Poderíamos dizer que os objetos não têm código de barras?

Eles têm um código de barras que os torna objetos validamente reconhecíveis - isso eles têm. Os objetos têm temperatura, tamanho e assim por diante - mas eles não têm as avaliações específicas dessas características. Isso é relativo à mente que os percebe.

Então eles têm um código de barras que nos permite percebê-los?

Correto. Segundo o Chittamatra, se não houvesse um código de barras, não conseguiríamos perceber algo como um objeto. O que realmente vemos quando vemos uma coisa? Vemos pixels, pixels de luz, é o que vemos. O que vemos na tela do computador? Vemos pixels, é tudo o que vemos. Então, como é que vemos objetos? Esse é um ponto muito interessante, não é? Isso se torna muito profundo, pois precisamos entrar nas escolas do Madhyamaka para realmente analisar bem isso.
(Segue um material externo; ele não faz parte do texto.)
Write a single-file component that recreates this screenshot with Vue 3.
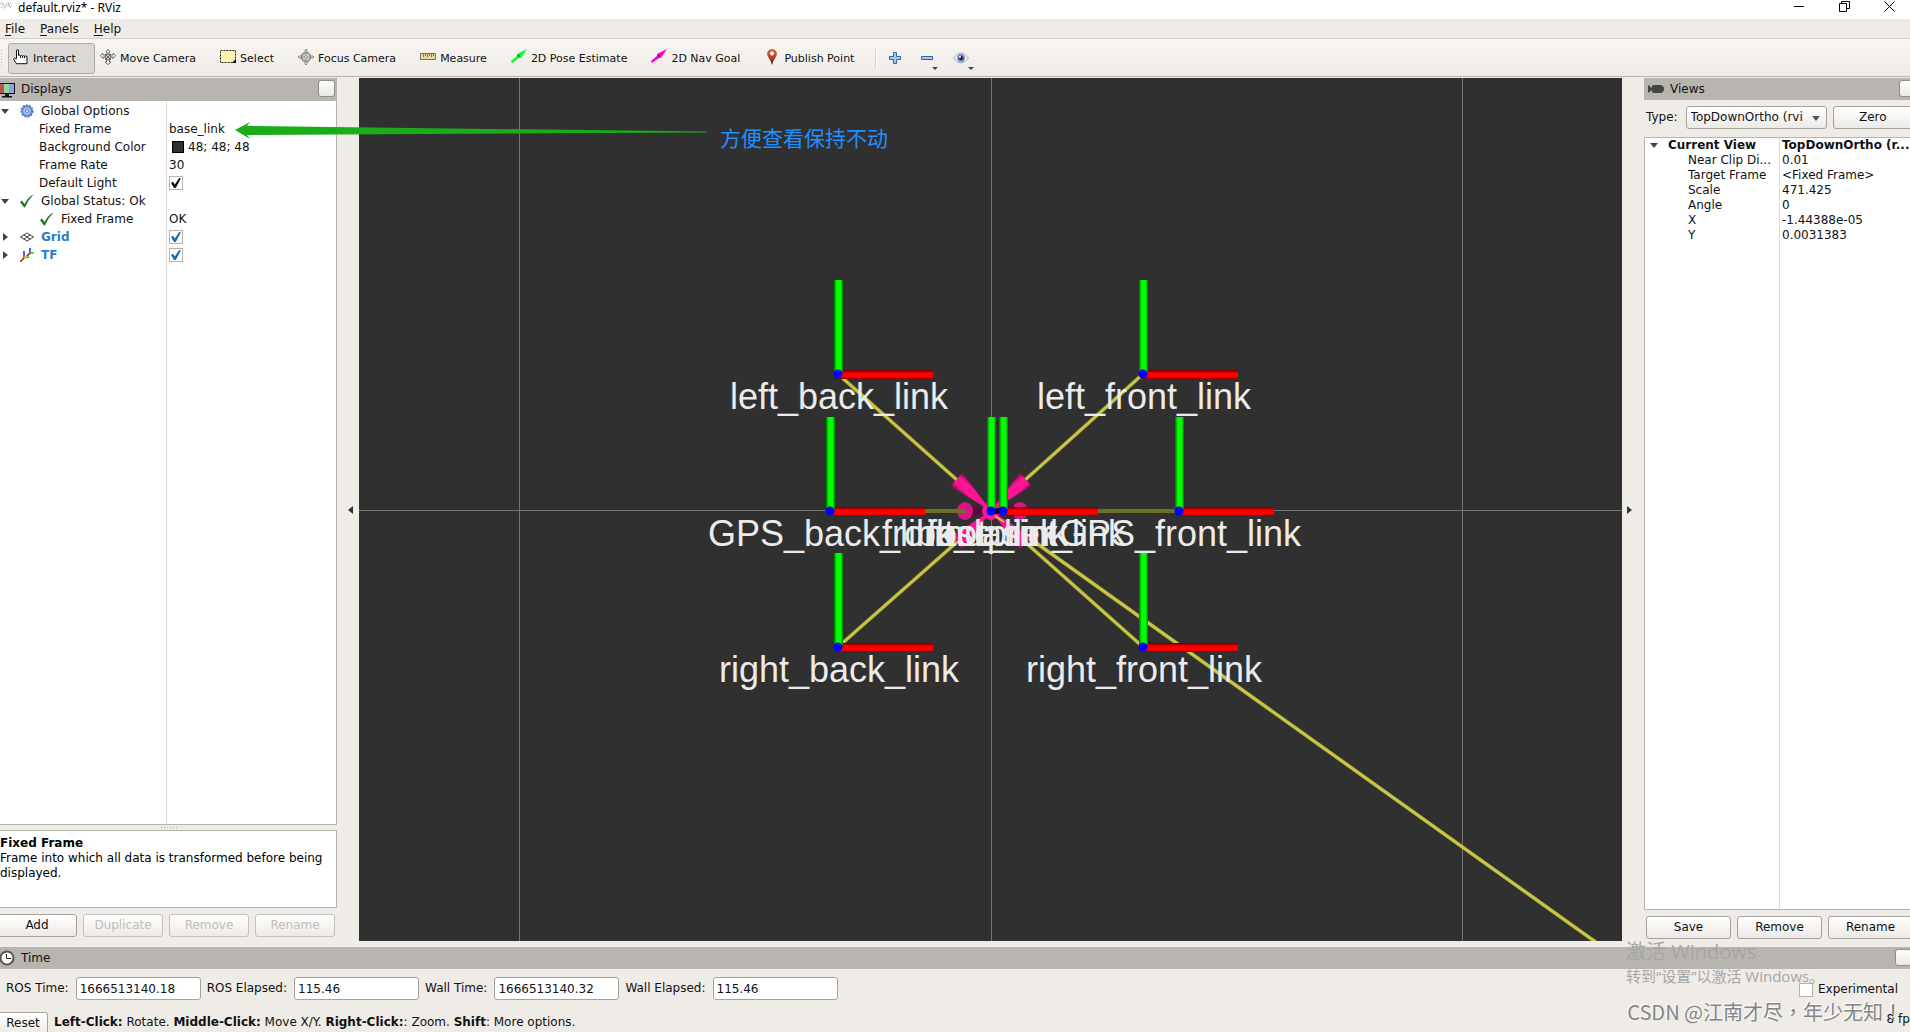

Existe algo por parte dos pixels que os coagula em formas coloridas e coagula as formas coloridas em objetos? Onde está essa informação? Começa a ficar bem interessante. Mas de acordo com o Vaibhashika, o Sautrantika e o Chittamatra, sim. Não são apenas pixels, existem objetos reais lá e eles têm um código de barras que, em certo sentido, os encapsula em plástico. O código de barras - as marcas características individuais que definem o objeto – o torna uma coisa; estabelece um limite entre essa coisa e o que está do outro lado de sua borda, separando-o do que está do outro lado da embalagem, do plástico. O Chittamatra diz que é como em um livro de colorir, um livro de colorir para crianças: tudo tem linhas ao seu redor, e mente colore o que está dentro das linhas. Isso está bastante simplificando, mas acho que da para entender a ideia.